The recent news that the Danish police have become the first in the world to hunt down Internet drug traffickers by analyzing related transactions is, in a way, a positive for the image of the top digital currency in the world, Bitcoin.

With its latest rise to an all-time high in several markets, there is a tendency for the cryptocurrency to attract more users.

Some of them use Bitcoin for criminal purposes, so the recent arrest in Denmark is a good move for the image of the currency. Not to demonstrate that it can be controlled by the police in any country but to show that it is possible to track transactions made with it, especially if and when they need be.

The head of the Danish police’s cyber crime unit NC3, Kim Aarenstrup, told Berlingske that the police has a system in place to analyze Bitcoin transactions which have already helped them bring two drug trafficking convictions.

Tools for law-enforcement

The not-for-profit research institute, RAND Europe, noted in a 2016 report that looked into the characteristics of vendors, buyers and other actors involved in the online drugs trade, that the number of transactions of illicit drugs on the cryptomarkets has tripled, with revenues doubling. The report described Bitcoin as the most popular cryptocurrency used on cryptomarkets to make purchases.

Though researchers in the US had earlier announced they had created an analysis tool for US law enforcement that can be used to overcome the challenges of criminals using Bitcoin for transactions, the Danes consider themselves “much unique in the world at this point, because there are not really any others who have managed to use these trails as evidence.”

According to the Danish prosecutor who made the conviction, Jesper Klyve, the Danish system worked by correlating transactions where Bitcoins are used to buy illegal goods, with transactions listed on the Blockchain as well as other information about users.
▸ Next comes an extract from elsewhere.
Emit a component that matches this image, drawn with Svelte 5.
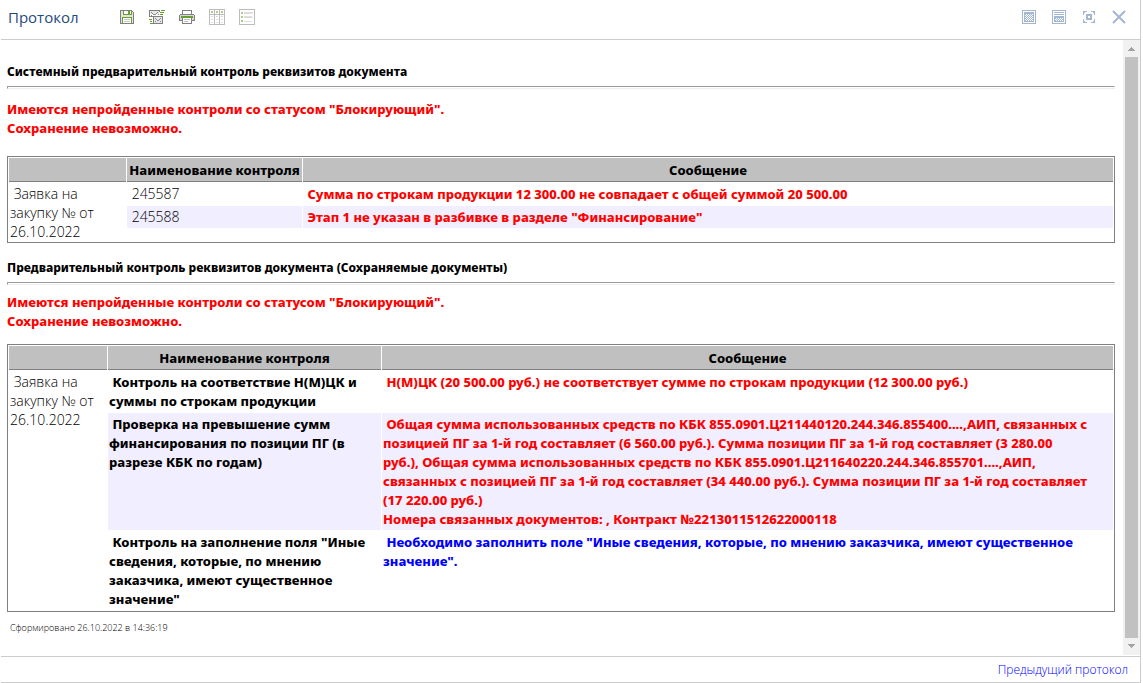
<script>
  const reports = [
    {
      title: 'Системный предварительный контроль реквизитов документа',
      kind: 'system',
      rows: [
        { name: '245587', plain: true, message: 'Сумма по строкам продукции 12 300.00 не совпадает с общей суммой 20 500.00' },
        { name: '245588', plain: true, message: 'Этап 1 не указан в разбивке в разделе "Финансирование"' }
      ]
    },
    {
      title: 'Предварительный контроль реквизитов документа (Сохраняемые документы)',
      kind: 'saved',
      rows: [
        {
          name: 'Контроль на соответствие Н(М)ЦК и суммы по строкам продукции',
          message: 'Н(М)ЦК (20 500.00 руб.) не соответствует сумме по строкам продукции (12 300.00 руб.)'
        },
        {
          name: 'Проверка на превышение сумм финансирования по позиции ПГ (в разрезе КБК по годам)',
          message:
            'Общая сумма использованных средств по КБК 855.0901.Ц211440120.244.346.855400....,АИП, связанных с\n' +
            'позицией ПГ за 1-й год составляет (6 560.00 руб.). Сумма позиции ПГ за 1-й год составляет (3 280.00\n' +
            'руб.), Общая сумма использованных средств по КБК 855.0901.Ц211640220.244.346.855701....,АИП,\n' +
            'связанных с позицией ПГ за 1-й год составляет (34 440.00 руб.). Сумма позиции ПГ за 1-й год составляет\n' +
            '(17 220.00 руб.)\n' +
            'Номера связанных документов: , Контракт №2213011512622000118'
        },
        {
          name: 'Контроль на заполнение поля "Иные сведения, которые, по мнению заказчика, имеют существенное значение"',
          info: true,
          message: 'Необходимо заполнить поле "Иные сведения, которые, по мнению заказчика, имеют существенное значение".'
        }
      ]
    }
  ];
</script>

<main class="window">
  <header>
    <h1>Протокол</h1>
    <div class="tools">
      <button aria-label="Сохранить">
        <svg viewBox="0 0 16 16">
          <path fill="#e3e3e3" d="M2 2h11l1 1v11H2z" />
          <path fill="#fff" d="M5 2h7v3H5zM4 9h8v5H4z" />
          <path fill="#808080" d="M1 1h12v1h1v1h1v12H1zM2 2v12h12V3h-1V2z" fill-rule="evenodd" />
          <path fill="#66a02c" d="M4 2h1v3h7V2h1v4H4zM9 2h2v3H9zM3 8h10v6h-1V9H4v5H3z" />
          <path fill="#c8c8c8" d="M5 10h6v1H5zM5 12h6v1H5z" />
        </svg>
      </button>
      <button aria-label="Отправить">
        <svg viewBox="0 0 16 16">
          <path fill="#808080" d="M0 1h11v2h-1V2H1v5h3v1H0zM4 7h10v8H4zM5 8v6h8V8z" fill-rule="evenodd" />
          <path fill="#e6e6e6" d="M1 2h9v3H1zM5 8h8v6H5z" />
          <path fill="#8c8c8c" d="M2 3h1v1H2zM3 4h1v1H3zM4 5h3v1H4zM7 4h1v1H7zM8 3h1v1H8zM2 6h1v1H2zM9 5h1v1H9zM6 9h1v1H6zM7 10h1v1H7zM8 11h2v1H8zM10 10h1v1h-1zM11 9h1v1h-1zM6 12h1v1H6zM11 12h1v1h-1z" />
          <path fill="#66a02c" d="M12 1h4v1h-4zM11 3h4v1h-4zM11 5h3v1h-3zM0 10h3v1H0zM1 12h2v1H1zM1 14h3v1H1z" />
        </svg>
      </button>
      <button aria-label="Печать">
        <svg viewBox="0 0 16 16">
          <path fill="#808080" d="M3 1h10v4h2v1h1v6h-3v3H3v-3H0V6h1V5h2z" />
          <path fill="#fff" d="M4 2h8v3H4zM4 9h8v5H4z" />
          <path fill="#d8d8d8" d="M1 6h14v5h-2V9H3v2H1z" />
          <path fill="#66a02c" d="M2 7h12v2H2z" />
          <path fill="#c0c0c0" d="M5 10h6v1H5zM5 12h4v1H5z" />
        </svg>
      </button>
      <button aria-label="Таблица">
        <svg viewBox="0 0 16 16">
          <path fill="#bcbcbc" d="M0 0h16v16H0zM1 1v4h4V1zM6 1v4h4V1zM11 1v4h4V1zM1 6v9h4V6zM6 6v9h4V6zM11 6v9h4V6z" fill-rule="evenodd" />
          <path fill="#abd08a" d="M2 2h2v2H2zM7 2h2v2H7zM12 2h2v2h-2z" />
          <path fill="#dcdcdc" d="M2 7h2v1H2zM7 7h2v1H7zM12 7h2v1h-2zM2 10h2v1H2zM7 10h2v1H7zM12 10h2v1h-2zM2 13h2v1H2zM7 13h2v1H7zM12 13h2v1h-2z" />
        </svg>
      </button>
      <button aria-label="Список">
        <svg viewBox="0 0 16 16">
          <path fill="#bcbcbc" d="M0 0h16v16H0zM1 1v14h14V1z" fill-rule="evenodd" />
          <path fill="#abd08a" d="M2 3h2v2H2zM2 7h2v2H2zM2 11h2v2H2z" />
          <path fill="#dedede" d="M5 4h8v1H5zM5 8h9v1H5zM5 12h8v1H5zM5 3h9v1H5zM5 7h8v1H5z" />
        </svg>
      </button>
    </div>
    <div class="tools">
      <button aria-label="Во весь экран">
        <svg viewBox="0 0 16 16">
          <path fill="#a3b6d2" d="M1 1h14v14H1zM2 2v12h12V2z" fill-rule="evenodd" />
          <path fill="#a3b6d2" d="M3 3h10v10H3zM4 5v7h8V5z" fill-rule="evenodd" />
          <path stroke="#a3b6d2" stroke-dasharray="1 1" d="M4 5.500h8M5 6.500h7M4 7.500h8M5 8.500h7M4 9.500h8M5 10.500h7M4 11.500h8" />
        </svg>
      </button>
      <button aria-label="Половина экрана">
        <svg viewBox="0 0 16 16">
          <path fill="#a3b6d2" d="M1 1h14v14H1zM2 2v12h12V2z" fill-rule="evenodd" />
          <path fill="#a3b6d2" d="M3 3h10v1H3zM3 5h10v1H3zM3 7h10v6H3zM4 9v3h8V9z" fill-rule="evenodd" />
          <path stroke="#a3b6d2" stroke-dasharray="1 1" d="M4 9.500h8M5 10.500h7M4 11.500h8" />
        </svg>
      </button>
      <button aria-label="Восстановить">
        <svg viewBox="0 0 16 16">
          <path fill="#a3b6d2" d="M2 2h4v1H4v1H3v2H2zM10 2h4v4h-1V4h-1V3h-2zM2 10h1v2h1v1h2v1H2zM13 10h1v4h-4v-1h2v-1h1zM5 5h6v6H5zM7 7v2h2V7z" fill-rule="evenodd" />
        </svg>
      </button>
      <button aria-label="Закрыть">
        <svg viewBox="0 0 16 16" class="cross"><path stroke="#a3b6d2" stroke-width="2" d="M2 2l12 12M14 2l-12 12" /></svg>
      </button>
    </div>
  </header>

  <div class="body">
    <div class="content">
      {#each reports as report}
        <section class={report.kind}>
          <h2>{report.title}</h2>
          <hr />
          <p class="alert">Имеются непройденные контроли со статусом "Блокирующий".<br />Сохранение невозможно.</p>
          <table>
            <colgroup><col class="doc" /><col class="name" /><col /></colgroup>
            <thead>
              <tr><th></th><th>Наименование контроля</th><th>Сообщение</th></tr>
            </thead>
            <tbody>
              {#each report.rows as row, i}
                <tr class:odd={i % 2 === 1}>
                  {#if i === 0}
                    <td class="source" rowspan={report.kind === 'system' ? report.rows.length + 1 : report.rows.length}>&nbsp;Заявка на закупку № от 26.10.2022</td>
                  {/if}
                  <td class:plain={row.plain}>&nbsp;{row.name}</td>
                  <td class="message" class:info={row.info}>&nbsp;{row.message}</td>
                </tr>
              {/each}
              {#if report.kind === 'system'}
                <tr class="filler"></tr>
              {/if}
            </tbody>
          </table>
        </section>
      {/each}
      <p class="stamp">Сформировано 26.10.2022 в 14:36:19</p>
    </div>
    <div class="scrollbar" aria-hidden="true">
      <svg viewBox="0 0 17 17"><path fill="#a3a3a3" d="M5 11h7v-1h-1V9h-1V8H9V7H8v1H7v1H6v1H5z" /></svg>
      <div class="thumb"></div>
      <svg viewBox="0 0 17 17"><path fill="#a3a3a3" d="M5 6h7v1h-1v1h-1v1H9v1H8V9H7V8H6V7H5z" /></svg>
    </div>
  </div>

  <footer><a href="#previous">Предыдущий протокол</a></footer>
</main>

<style>
  .window {
    box-sizing: border-box;
    height: 100vh;
    margin: 0 2px 0 1px;
    display: flex;
    flex-direction: column;
    border-right: 1px solid #ccc;
    border-bottom: 1px solid #ccc;
    background: #fff;
    color: #000;
    font: 13px/19px "Noto Sans", sans-serif;
  }
  header {
    flex: none;
    display: flex;
    align-items: center;
    height: 40px;
    padding: 0 6px 5px 7px;
    box-sizing: border-box;
    border-bottom: 1px solid #ccc;
  }
  h1 {
    width: 104px;
    margin: 0;
    color: #1f4a7d;
    font: 15px/20px "Open Sans", sans-serif;
  }
  .tools { display: flex; }
  .tools:last-child { margin-left: auto; }
  button {
    display: grid;
    place-items: center;
    width: 30px;
    height: 30px;
    padding: 0;
    border: 0;
    background: none;
  }
  button svg { width: 16px; height: 16px; shape-rendering: crispEdges; }
  button .cross { shape-rendering: auto; }
  .body { flex: 1; min-height: 0; display: flex; }
  .content { flex: 1; min-width: 0; padding: 22px 8px 0 6px; overflow: hidden; }
  h2 { margin: 0; font-size: 12px; line-height: 20px; font-weight: 800; }
  hr {
    height: 1px;
    margin: 4px 0 0;
    border: 1px solid;
    border-color: #9a9a9a #eee #eee #9a9a9a;
    box-sizing: content-box;
  }
  .alert { margin: 11px 0 0; color: #f00; font-weight: 800; }
  .saved .alert { margin-top: 8px; }
  table {
    width: 100%;
    table-layout: fixed;
    border: 1px solid #808080;
    border-collapse: separate;
    border-spacing: 1px;
    font-weight: 800;
  }
  .system table { margin: 18px 0 15px; }
  .saved table { margin: 13px 0 6px; }
  .system .doc { width: 117px; }
  .system .name { width: 175px; }
  .saved .doc { width: 98px; }
  .saved .name { width: 273px; }
  th {
    height: 21px;
    padding: 2px 0 0;
    border-bottom: 1px solid #808080;
    background: #c0c0c0;
    font-weight: 800;
    white-space: nowrap;
  }
  td { padding: 2px 1px 1px; vertical-align: top; }
  td.source { padding: 1px 1px 0; }
  td.plain { padding: 1px 1px 2px; }
  .source, .plain { font-family: "Open Sans", sans-serif; font-size: 14px; font-weight: 300; }
  .odd td { background: #f0eeff; }
  .filler { height: 12px; }
  .message { color: #f00; white-space: pre-line; }
  .info { color: #00f; }
  .stamp { margin: 0 3px; font: 300 9px/19px "Open Sans", sans-serif; }
  .scrollbar {
    flex: none;
    width: 17px;
    display: flex;
    flex-direction: column;
    margin-bottom: 1px;
    background: #f1f1f1;
  }
  .scrollbar svg { flex: none; width: 17px; height: 17px; }
  .thumb { flex: 1; margin: 0 2px; background: #c1c1c1; }
  footer {
    flex: none;
    height: 25px;
    padding-right: 12px;
    border-top: 1px solid #ccc;
    text-align: right;
    font: 300 12px/25px "Open Sans", sans-serif;
  }
  footer a { color: #00f; text-decoration: none; }
</style>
For the researchers at Sandia, a US-Federally Funded Research and Development Center which has delivered essential science and technology to resolve the most challenging security issues in the US for more than 60 years, “figuring out how to effectively combat illicit Bitcoin commerce and reduce its perception as a tool of criminals can encourage more people and companies to adopt Bitcoin for legitimate purposes.”

The team set up a research environment to experiment with other algorithms that can de-anonymize illicit Bitcoin users using a mix of traditional and novel investigative techniques, along with existing financial regulation and innovative policy and process tools. The de-anonymization will enable law enforcement to link Bitcoin addresses to a specific alias and they will know all of the Bitcoin addresses they need to deal with.

With more countries likely to adopt similar systems to filter illicit use of Bitcoin as time goes by, the negative perception of the digital currency may follow a downward trend.